Diduga Terima Gratifikasi Akomodasi dan Tiket MotoGP, Lili Pintauli Bisa Diancam Pidana 20 Tahun Penjara
JAKARTA - Indonesia Corruption Watch (ICW) mengatakan Wakil Ketua Komisi Pemberantasan Korupsi (KPK) Lili Pintauli Siregar berpotensi dijatuhi hukuman jika dia benar menerima gratifikasi.
Hal ini disampaikan untuk menanggapi pelaporan Lili yang tengah diusut Dewan Pengawas. Dia diduga menerima akomodasi dan tiket MotoGP Mandalika dari Badan Usaha Milik Negara (BUMN).
"Penerimaan itu bisa dianggap sebagai gratifikasi jika Lili bersikap pasif begitu saja dan tidak melaporkan penerimaan tersebut ke KPK. Tindakan ini jelas melanggar Pasal 12B UU Tipikor dan Wakil Ketua KPK itu dapat diancam dengan pidana penjara 20 tahun bahkan seumur hidup," kata Peneliti ICW, Kurnia Ramadhana dalam keterangan tertulisnya kepada wartawan, Rabu, 13 April.
Tak hanya itu, Lili juga bisa dianggap melakukan praktik suap jika pemberi ternyata memberikan akomodasi dan tiket itu untuk mengamankan sebuah perkara di KPK. Sama seperti gratifikasi, hukumannya pun tak main-main hingga 20 tahun penjara atau seumur hidup.
Meski begitu, pelaporan Lili ke Dewas KPK sebenarnya tak mengejutkan ICW. Alasannya, kata Kurnia, ini bukan kali pertama Lili diduga melakukan pelanggaran etik.
"Isu pelanggaran etik yang diduga dilakukan oleh Lili Pintauli Siregar bukan hal mengejutkan lagi.

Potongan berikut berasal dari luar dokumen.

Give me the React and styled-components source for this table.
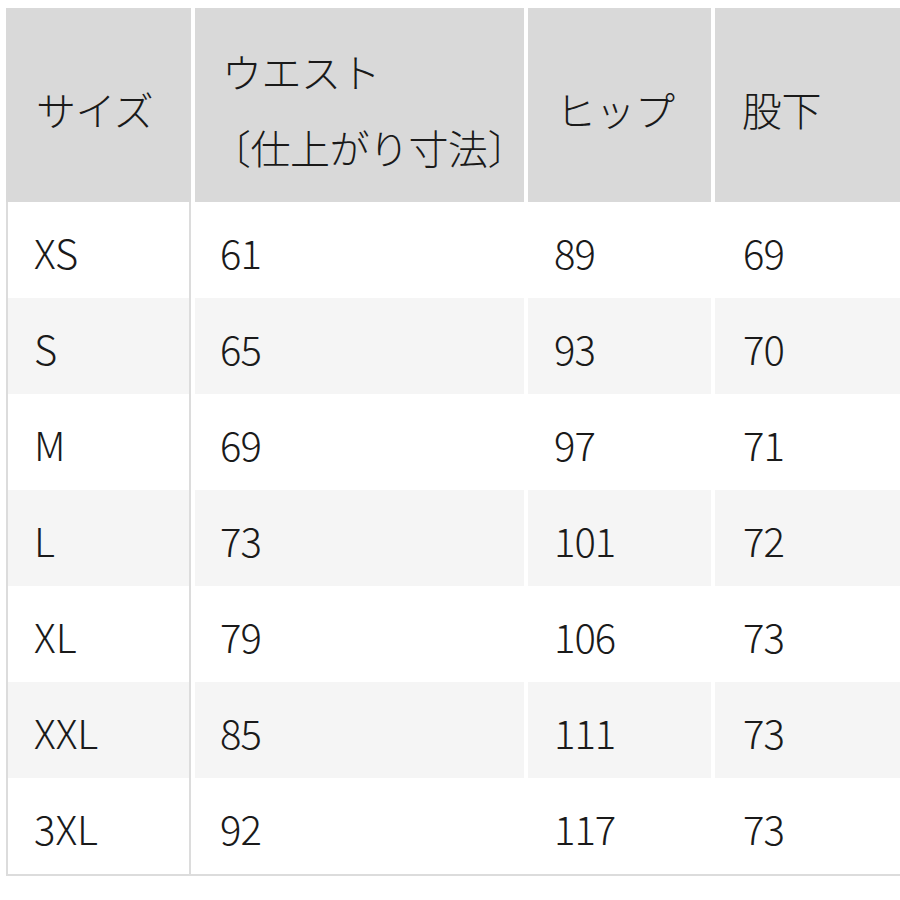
import React from 'react';
import styled, { createGlobalStyle } from 'styled-components';

const GlobalStyle = createGlobalStyle`
    html, body {
        margin: 0;
        padding: 0;
        background: #ffffff;
    }
    body {
        font-family: "Noto Sans CJK JP", "Noto Sans", sans-serif;
        font-weight: 300;
        color: #1a1a1a;
    }
`

const Page = styled.div`
    width: 900px;
    height: 900px;
    overflow: hidden;
    padding: 8px 0 0 6px;
    box-sizing: border-box;
`
const Table = styled.div`
    width: 960px;
`
const Columns = styled.div`
    display: grid;
    grid-template-columns: 185px 329px 183px 1fr;
    column-gap: 4px;
`
const HeaderRow = styled(Columns)`
    height: 194px;
`
const HeadCell = styled.div`
    background: #d9d9d9;
    display: flex;
    flex-direction: column;
    justify-content: center;
    padding: 8px 0 0 ${p => p.$indent || 29}px;
    box-sizing: border-box;
    font-size: 40px;
    line-height: 76px;
    letter-spacing: -0.5px;
`
// the full-width bracket carries its own left bearing; pull it back to the text edge
const BracketLine = styled.div`
    margin-left: -11px;
`
const Body = styled.div`
    border-bottom: 2px solid #dcdcdc;
`
const Row = styled(Columns)`
    height: 96px;
`
const Cell = styled.div`
    background: ${p => (p.$shaded ? '#f5f5f5' : '#ffffff')};
    display: flex;
    align-items: center;
    padding: 4px 0 0 ${p => p.$indent || 26}px;
    box-sizing: border-box;
    font-size: 40px;
    letter-spacing: -1px;
`
const SizeCell = styled(Cell)`
    border-left: 2px solid #dcdcdc;
    border-right: 2px solid #dcdcdc;
    letter-spacing: 0;
`

const rows = [
    ['XS', '61', '89', '69'],
    ['S', '65', '93', '70'],
    ['M', '69', '97', '71'],
    ['L', '73', '101', '72'],
    ['XL', '79', '106', '73'],
    ['XXL', '85', '111', '73'],
    ['3XL', '92', '117', '73'],
]

const App = () => {
    return (
        <Page>
            <GlobalStyle />
            <Table>
                <HeaderRow>
                    <HeadCell $indent={30}>サイズ</HeadCell>
                    <HeadCell $indent={27}>
                        <div>ウエスト</div>
                        <BracketLine>〔仕上がり寸法〕</BracketLine>
                    </HeadCell>
                    <HeadCell $indent={28}>ヒップ</HeadCell>
                    <HeadCell $indent={27}>股下</HeadCell>
                </HeaderRow>
                <Body>
                    {rows.map((r, i) => (
                        <Row key={r[0]}>
                            <SizeCell $shaded={i % 2 === 1} $indent={26}>{r[0]}</SizeCell>
                            <Cell $shaded={i % 2 === 1} $indent={25}>{r[1]}</Cell>
                            <Cell $shaded={i % 2 === 1} $indent={26}>{r[2]}</Cell>
                            <Cell $shaded={i % 2 === 1} $indent={28}>{r[3]}</Cell>
                        </Row>
                    ))}
                </Body>
            </Table>
        </Page>
    )
}

export default App
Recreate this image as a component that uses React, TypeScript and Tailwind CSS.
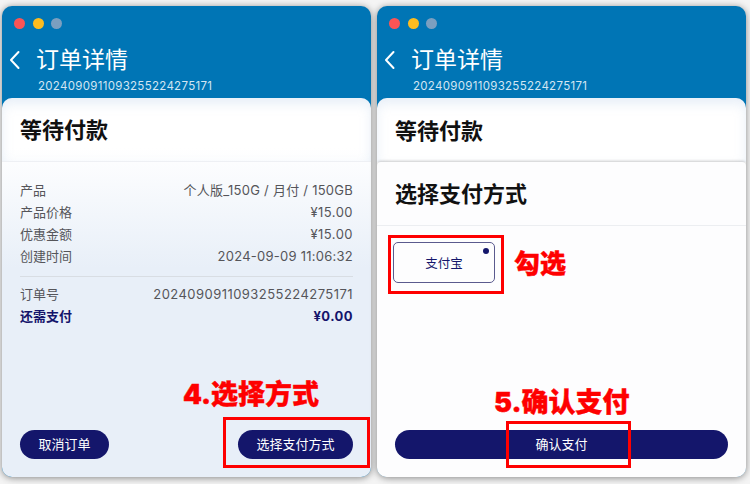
import React from 'react';

const Row = ({ label, value, strong, wide }: { label: string; value: string; strong?: boolean; wide?: boolean }) => (
  <div className={`flex h-[22px] items-center justify-between text-[13px] ${strong ? 'font-bold text-[#14146b]' : 'text-[#55555a]'}`}>
    <span>{label}</span>
    <span className={wide ? 'tracking-[0.45px]' : 'tracking-[0.25px]'}>{value}</span>
  </div>
);

const PillButton = ({ label, className }: { label: string; className: string }) => (
  <button className={`flex h-[29px] items-center justify-center rounded-full bg-[#14166b] text-[13px] text-white ${className}`}>
    {label}
  </button>
);

const AppWindow = ({ children }: { children: React.ReactNode }) => (
  <div className="relative isolate flex h-[471px] w-[369px] flex-col overflow-hidden rounded-[10px] bg-[#0075b5] shadow-[0_1px_7px_rgba(0,0,0,0.45)]">
    <div className="flex h-[36px] shrink-0 items-end gap-[7.5px] pl-[12px] pb-[13px]">
      <span className="h-[11px] w-[11px] rounded-full bg-[#fb5455]" />
      <span className="h-[11px] w-[11px] rounded-full bg-[#fdbc1f]" />
      <span className="h-[11px] w-[11px] rounded-full bg-[#7b9fc0]" />
    </div>
    <div className="flex h-[36px] shrink-0 items-center pl-[6px] text-white">
      <svg width="14" height="20" viewBox="0 0 14 20" fill="none" stroke="white" strokeWidth="2" strokeLinecap="round" strokeLinejoin="round">
        <path d="M10.5 2 L3 10 L10.5 18" />
      </svg>
      <span className="ml-[14px] text-[23px] leading-none">订单详情</span>
    </div>
    <div className="flex h-[20px] shrink-0 items-start pl-[36px] text-[11.5px] leading-[16px] tracking-[0.3px] text-[#d3e6f3]">
      2024090911093255224275171
    </div>
    <div className="relative min-h-0 flex-1 overflow-hidden rounded-t-[10px] bg-[#e8eff8]">
      {children}
    </div>
  </div>
);

export default function App() {
  return (
    <div className='flex h-[484px] w-[750px] justify-between overflow-hidden bg-[#f4f4f4] pt-[6px] pl-[2px] pr-[4px] font-["Inter","Noto_Sans_CJK_SC",sans-serif]'>
      {/* left: order details */}
      <div className="relative">
        <AppWindow>
          <div className="flex h-full flex-col bg-[linear-gradient(#ffffff_0px,#ffffff_50px,#e8eff8_170px)]">
            <div className="flex h-[64px] shrink-0 items-center border-b border-[#eef0f4] pt-[2px] pl-[18px] text-[22px] font-bold text-[#111] shadow-[inset_0_6px_14px_-2px_rgba(190,210,235,0.45)]">
              等待付款
            </div>
            <div className="px-[18px] pt-[18px]">
              <Row label="产品" value="个人版_150G / 月付 / 150GB" />
              <Row label="产品价格" value="¥15.00" wide />
              <Row label="优惠金额" value="¥15.00" wide />
              <Row label="创建时间" value="2024-09-09 11:06:32" />
              <div className="mt-[8px] mb-[7px] border-t border-[#d8dde3]" />
              <Row label="订单号" value="2024090911093255224275171" wide />
              <Row label="还需支付" value="¥0.00" strong wide />
            </div>
            <div className="mt-auto flex justify-between px-[18px] pb-[18px]">
              <PillButton label="取消订单" className="w-[89px]" />
              <PillButton label="选择支付方式" className="w-[115px]" />
            </div>
          </div>
        </AppWindow>
        <span className="absolute left-[181px] top-[372px] text-[27px] leading-[34px] font-black whitespace-nowrap text-[#fe0000] [-webkit-text-stroke:0.4px_#fe0000]">4.选择方式</span>
        <div className="absolute left-[221px] top-[411px] h-[51px] w-[147px] border-[3px] border-[#fe0000]" />
      </div>

      {/* right: payment method sheet */}
      <div className="relative">
        <AppWindow>
          <div className="flex h-full flex-col bg-white">
            <div className="flex h-[64px] shrink-0 items-center pt-[2px] pl-[18px] text-[22px] font-bold text-[#111] shadow-[inset_0_6px_14px_-2px_rgba(190,210,235,0.45)]">
              等待付款
            </div>
            <div className="z-10 flex min-h-0 flex-1 flex-col rounded-t-[4px] bg-[#fdfdfe] shadow-[0_-1px_3px_rgba(0,0,0,0.2)]">
              <div className="flex h-[64px] shrink-0 items-center border-b border-[#eceef1] pt-[2px] pl-[18px] text-[22px] font-bold text-[#111]">
                选择支付方式
              </div>
              <div className="pl-[16px] pt-[16px]">
                <div className="relative flex h-[41px] w-[102px] items-center justify-center rounded-[5px] border-[1.5px] border-[#5a5a8e] pt-[3px] text-[12.5px] text-[#14166b]">
                  支付宝
                  <span className="absolute right-[5px] top-[5px] h-[6px] w-[6px] rounded-full bg-[#14166b]" />
                </div>
              </div>
              <div className="mt-auto px-[18px] pb-[18px]">
                <PillButton label="确认支付" className="w-full" />
              </div>
            </div>
          </div>
        </AppWindow>
        <div className="absolute left-[11px] top-[229px] h-[59px] w-[116px] border-[3px] border-[#fe0000]" />
        <span className="absolute left-[137px] top-[241px] text-[26px] leading-[34px] font-black whitespace-nowrap text-[#fe0000] [-webkit-text-stroke:0.4px_#fe0000]">勾选</span>
        <span className="absolute left-[117px] top-[380px] text-[27px] leading-[34px] font-black whitespace-nowrap text-[#fe0000] [-webkit-text-stroke:0.4px_#fe0000]">5.确认支付</span>
        <div className="absolute left-[129px] top-[415px] h-[47px] w-[125px] border-[3px] border-[#fe0000]" />
      </div>
    </div>
  );
}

Sebab, rekam jejak yang bersangkutan memang bermasalah, terutama pasca komunikasinya dengan pihak berperkara terbongkar ke tengah masyarakat," ujarnya.
Lebih lanjut, Dewan Pengawas KPK diminta untuk segera menindaklanjuti dugaan pelanggaran etik ini. Kurnia mengatakan Tumpak Hatorangan dkk harus proaktif untuk mencari dan mengumpulkan bukti relevan seperti bukti komunikasi, manifest penerbangan, atau rekaman CCTV di Sirkuit Mandalika.
"Selain itu Dewan Pengawas KPK harus segera membawa dugaan pelanggaran kode etik ini ke dalam persidangan etik," tegas Kurnia.
Jika dari persidangan ini, Lili dinyatakan bersalah, Dewas KPK diminta untuk menyarankan Lili mengundurkan diri. "Kalau permintaan itu diabaikan, Dewan Pengawas mesti menyurati Presiden agar segera memberhentikan Lili dengan alasan telah melakukan perbuatan tercela sesuai Pasal 32 ayat (1) huruf c UU Nomor 19 Tahun 2019," jelas Kurnia.
Baca juga:
Tak hanya itu, KPK juga harus menyelidiki dugaan pidana dalam pemberian ini. "Sebab, ranah penindakan bukan berada di Dewan Pengawas. Sehingga, dibutuhkan koordinasi antara pihak Dewan Pengawas dengan Kedeputian Penindakan," ujarnya.
Diberitakan sebelumnya, Lili diduga menerima gratifikasi berupa akomodasi hotel hingga tiket menonton MotoGP Mandalika dari salah satu perusahaan pelat merah.
Aduan ini kemudian ditindaklanjuti oleh Dewas KPK dengan meminta klarifikasi dari sejumlah pihak. Selain itu, Tumpak Hatorangan dkk sudah meminta pihak terkait untuk membawa bukti pemesanan penginapan di Amber Lombok Beach Resort dan tiket MotoGP Mandalika pada Grandstand Premium Zona A-Red.
Adapun pengaduan ini bukan pertama kalinya ditujukan terhadap Lili. Pada 30 Agustus 2021 lalu, Dewas KPK telah menyatakan Lili terbukti melakukan pelanggaran kode etik dan pedoman perilaku sehingga dijatuhi sanksi berat.
Dia dinyatakan bersalah melanggar kode etik dan pedoman perilaku berupa penyalahgunaan pengaruh selaku pimpinan KPK untuk kepentingan pribadi dan berhubungan langsung dengan pihak yang perkaranya sedang ditangani KPK, yakni Wali Kota Tanjungbalai M Syahrial.
Atas perbuatannya, Lili dijatuhi sanksi berat berupa pemotongan gaji pokok sebesar 40 persen selama 12 bulan atau sebesar Rp1,848 juta.